The elevation of Krishna is reminiscent of what Microsoft did six years ago, he said, when it surprised many by promoting Satya Nadella, who had also been a relatively unknown executive leading a cloud division that in the following years would become Microsoft’s game-changing growth engine.
That hire was “nothing short of extraordinary,” Nelson said.
After long neglecting a Microsoft partnership, the Sirius team running a small Microsoft Office 365 practice convinced Nelson three years ago to attend Microsoft’s Ignite event. Hearing Nadella and his leadership team speak of their vision and strategy was enough for Nelson to entirely reverse his thinking and launch a hypergrowth plan for its Microsoft practice.
“Satya made Microsoft not just relevant, but a fierce competitor,” Nelson said. “We need Arvind to be transformational in that kind of way.”
And for IBM, that means breaking away from selling traditional enterprise ELAs and relying on incremental technological improvements to maintain competitiveness in the rapidly evolving cloud market, Nelson said.

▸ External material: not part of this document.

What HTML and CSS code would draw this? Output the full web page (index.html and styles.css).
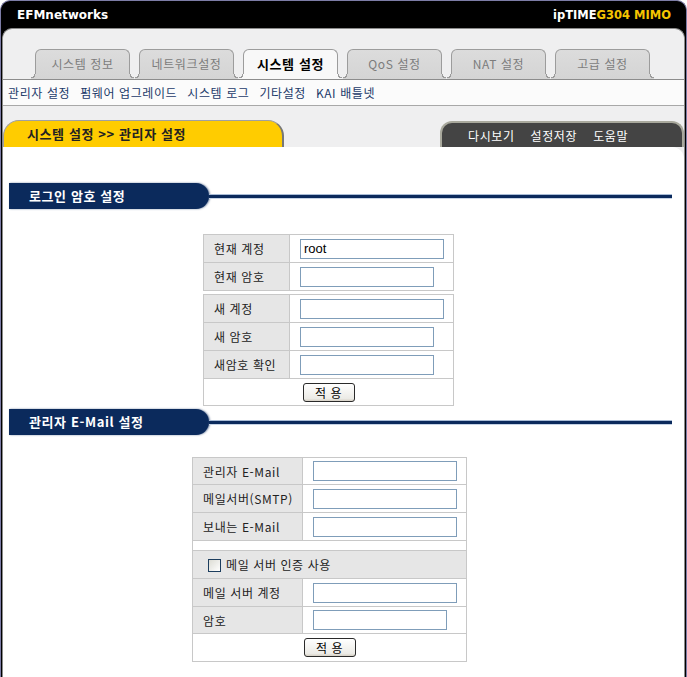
FILE: index.html
```html
<!DOCTYPE html>
<html lang="ko">
<head>
    <meta charset="UTF-8">
    <title>ipTIME G304 MIMO - 관리자 설정</title>
    <link rel="stylesheet" href="styles.css">
</head>
<body>
    <div class="frame">
        <div class="topbar">
            <span class="brand">EFMnetworks</span>
            <span class="model">ipTIME<em>G304 MIMO</em></span>
        </div>

        <div class="panel">
            <!-- 상단 메뉴 탭 -->
            <ul class="tabs">
                <li>시스템 정보</li>
                <li>네트워크설정</li>
                <li class="on">시스템 설정</li>
                <li>QoS 설정</li>
                <li>NAT 설정</li>
                <li>고급 설정</li>
            </ul>

            <div class="submenu">
                <a>관리자 설정</a>
                <a>펌웨어 업그레이드</a>
                <a>시스템 로그</a>
                <a>기타설정</a>
                <a>KAI 배틀넷</a>
            </div>

            <div class="pathbar">
                <div class="path">시스템 설정 &gt;&gt; 관리자 설정</div>
                <div class="actions">
                    <a>다시보기</a>
                    <a>설정저장</a>
                    <a>도움말</a>
                </div>
            </div>

            <div class="content">
                <!-- 로그인 암호 -->
                <div class="sec">
                    <div class="sec-title">로그인 암호 설정</div>
                    <div class="sec-line"></div>
                </div>

                <table class="form login">
                    <tr>
                        <td class="label">현재 계정</td>
                        <td><input type="text" class="wide" value="root"></td>
                    </tr>
                    <tr>
                        <td class="label">현재 암호</td>
                        <td><input type="password"></td>
                    </tr>
                </table>

                <table class="form login second">
                    <tr>
                        <td class="label">새 계정</td>
                        <td><input type="text" class="wide"></td>
                    </tr>
                    <tr>
                        <td class="label">새 암호</td>
                        <td><input type="password"></td>
                    </tr>
                    <tr>
                        <td class="label">새암호 확인</td>
                        <td><input type="password"></td>
                    </tr>
                    <tr class="short">
                        <td colspan="2" class="btn-cell"><button>적 용</button></td>
                    </tr>
                </table>

                <!-- 관리자 E-Mail -->
                <div class="sec sec-mail">
                    <div class="sec-title">관리자 E-Mail 설정</div>
                    <div class="sec-line"></div>
                </div>

                <table class="form mail">
                    <tr class="short">
                        <td class="label">관리자 E-Mail</td>
                        <td><input type="text" class="wide"></td>
                    </tr>
                    <tr>
                        <td class="label">메일서버(SMTP)</td>
                        <td><input type="text" class="wide"></td>
                    </tr>
                    <tr>
                        <td class="label">보내는 E-Mail</td>
                        <td><input type="text" class="wide"></td>
                    </tr>
                    <tr class="spacer">
                        <td colspan="2"></td>
                    </tr>
                    <tr>
                        <td colspan="2" class="label check-cell">
                            <span class="check"></span>메일 서버 인증 사용
                        </td>
                    </tr>
                    <tr>
                        <td class="label">메일 서버 계정</td>
                        <td><input type="text" class="wide"></td>
                    </tr>
                    <tr class="short">
                        <td class="label">암호</td>
                        <td><input type="password"></td>
                    </tr>
                    <tr>
                        <td colspan="2" class="btn-cell"><button>적 용</button></td>
                    </tr>
                </table>
            </div>
        </div>
    </div>
</body>
</html>
```

FILE: styles.css
```css
:root {
    --navy: #0b2a5c;
    --cell-border: #c8c8c8;
    --label-bg: #e6e6e6;
    --tab-line: #9c9c9c;
}

* {
    box-sizing: border-box;
    margin: 0;
    padding: 0;
}

body {
    width: 687px;
    height: 677px;
    overflow: hidden;
    background: #fff;
    font-family: "Noto Sans CJK KR", "Noto Sans", sans-serif;
    font-size: 12px;
    letter-spacing: 0.6px;
    color: #222;
}

/* 바깥 검정 틀 */
.frame {
    background: #000;
    border: 1px solid #7c7ca6;
    border-bottom: none;
    border-radius: 10px 10px 0 0;
    height: 677px;
}

.topbar {
    height: 27px;
    display: flex;
    justify-content: space-between;
    align-items: center;
    padding: 0 15px 0 16px;
    font-family: "DejaVu Sans", sans-serif;
    font-weight: bold;
    font-size: 12px;
    letter-spacing: 0;
    color: #fff;
}

.model {
    font-size: 11.5px;
}

.model em {
    font-style: normal;
    color: #f5c400;
}

.panel {
    margin: 0 1px;
    height: 650px;
    background: #efeff0;
    border: 1px solid #8a8a8a;
    border-bottom: none;
    border-radius: 10px 10px 0 0;
}

/* 메뉴 탭 */
.tabs {
    list-style: none;
    display: flex;
    gap: 9px;
    padding: 20px 0 0 32px;
}

.tabs li {
    --tab-bg: #d4d4d4;
    position: relative;
    width: 95px;
    height: 30px;
    line-height: 28px;
    text-align: center;
    background: linear-gradient(#dcdcdc, var(--tab-bg));
    color: #7c7c7c;
    border: 1px solid var(--tab-line);
    border-bottom: none;
    border-radius: 6px 6px 0 0;
}

/* 탭 아래쪽 곡선 */
.tabs li::before,
.tabs li::after {
    content: "";
    position: absolute;
    bottom: 0;
    width: 5px;
    height: 5px;
}

.tabs li::before {
    left: -5px;
    background: radial-gradient(circle at 0 0, transparent 3.5px, var(--tab-line) 3.5px, var(--tab-line) 4.5px, var(--tab-bg) 4.5px);
}

.tabs li::after {
    right: -5px;
    background: radial-gradient(circle at 100% 0, transparent 3.5px, var(--tab-line) 3.5px, var(--tab-line) 4.5px, var(--tab-bg) 4.5px);
}

.tabs li.on {
    --tab-bg: #f8f8f8;
    background: var(--tab-bg);
    color: #000;
    font-weight: bold;
    font-size: 13px;
}

.submenu {
    height: 27px;
    display: flex;
    align-items: center;
    gap: 10px;
    padding-left: 5px;
    background: #fbfbfb;
    border-top: 1px solid #8c8c8c;
    border-bottom: 1px solid #a8a8a8;
}

.submenu a {
    color: #1c3a6a;
}

/* 경로 / 버튼 탭 */
.pathbar {
    margin-top: 14px;
    height: 27px;
    display: flex;
    justify-content: space-between;
    align-items: flex-end;
}

.path {
    width: 281px;
    height: 27px;
    padding-left: 23px;
    line-height: 25px;
    background: #ffcc00;
    border: 1px solid #a0a0a0;
    border-right: 2px solid #777;
    border-bottom: none;
    border-radius: 16px 16px 0 0;
    font-size: 13px;
    font-weight: bold;
    color: #222;
}

.actions {
    width: 244px;
    height: 26px;
    display: flex;
    gap: 16px;
    align-items: center;
    padding-left: 26px;
    background: #444;
    border: 2px solid #a9a99d;
    border-bottom: none;
    border-radius: 12px 12px 0 0;
    color: #fff;
}

.content {
    height: 560px;
    background: #fff;
    border-radius: 0 12px 0 0;
    padding-top: 36px;
}

/* 섹션 제목 */
.sec {
    display: flex;
    align-items: center;
    margin: 0 12px 0 6px;
}

.sec-title {
    width: 200px;
    height: 26px;
    line-height: 26px;
    padding-left: 20px;
    background: var(--navy);
    border-radius: 0 13px 13px 0;
    box-shadow: 1px 0 2px rgba(11, 42, 92, 0.6);
    color: #fff;
    font-size: 13px;
    font-weight: bold;
}

.sec-line {
    flex: 1;
    height: 5px;
    background: var(--navy);
    border-top: 1px solid #a9bcd6;
    border-bottom: 1px solid #c6d3e4;
}

.sec-mail {
    margin-top: 3px;
}

/* 입력 표 */
.form {
    border-collapse: collapse;
    border: 1px solid var(--cell-border);
    background: #fff;
}

.form td {
    height: 28px;
    border: 1px solid var(--cell-border);
    padding: 0 0 0 10px;
    vertical-align: middle;
}

.form tr.short td {
    height: 27px;
}

.form td.label {
    background: var(--label-bg);
    padding-left: 10px;
}

.login {
    width: 251px;
    margin: 25px 0 0 200px;
}

.login td.label {
    width: 86px;
}

.login.second {
    margin-top: 3px;
}

.mail {
    width: 275px;
    margin: 22px 0 0 189px;
}

.mail td.label {
    width: 110px;
}

.mail .spacer td {
    height: 10px;
}

.mail td.check-cell {
    padding-left: 15px;
}

.check {
    display: inline-block;
    width: 13px;
    height: 13px;
    margin-right: 5px;
    vertical-align: -2px;
    border: 1px solid #1c3d5e;
    background: linear-gradient(135deg, #dcdcd4, #fff);
}

input {
    width: 134px;
    height: 20px;
    padding: 0 3px;
    border: 1px solid #7f9db9;
    font-family: "Liberation Sans", sans-serif;
    font-size: 13px;
    letter-spacing: 0;
    color: #000;
    background: #fff;
}

input.wide {
    width: 144px;
}

.btn-cell {
    text-align: center;
}

.form td.btn-cell {
    padding: 0;
}

button {
    width: 52px;
    height: 19px;
    font-family: "Noto Sans CJK KR", sans-serif;
    font-size: 12px;
    letter-spacing: 0.6px;
    line-height: 17px;
    color: #000;
    background: linear-gradient(#fff, #ecebe6 85%, #d6d0c5);
    border: 1px solid #2a2a2a;
    border-radius: 3px;
}
```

Before Red Hat, the last thing IBM did that was “really, really interesting” was the acquisition of Q1 Labs, which launched a formidable security business in 2011, Nelson said. But an admirable effort to build out a security portfolio around QRadar was “completely diluted of its viability and meaningfulness” when those products were folded into other IBM brands.
IBM was once winning the identity and access management space, and then it lost it. Now it will have to make more acquisitions or fund true organic innovation to recover that market standing, Nelson said.
Rometty deserves credit, however, for changing course after becoming CEO in 2012—assuming the mantle of leadership during a phase of tremendous market disruption driven by new players like AWS, who radically changed the model for enterprise IT, Nelson said.
She presided over 65 acquisitions, including Red Hat, while also divesting from various hardware, software and services businesses that generated a good share of revenue but weren’t core to IBM’s transformation strategy.
Krishna now has an opportunity to apply his unique talents and experience to advancing Rometty’s vision along the “strategic imperatives” his teams previously developed while learning from the missteps of recent years.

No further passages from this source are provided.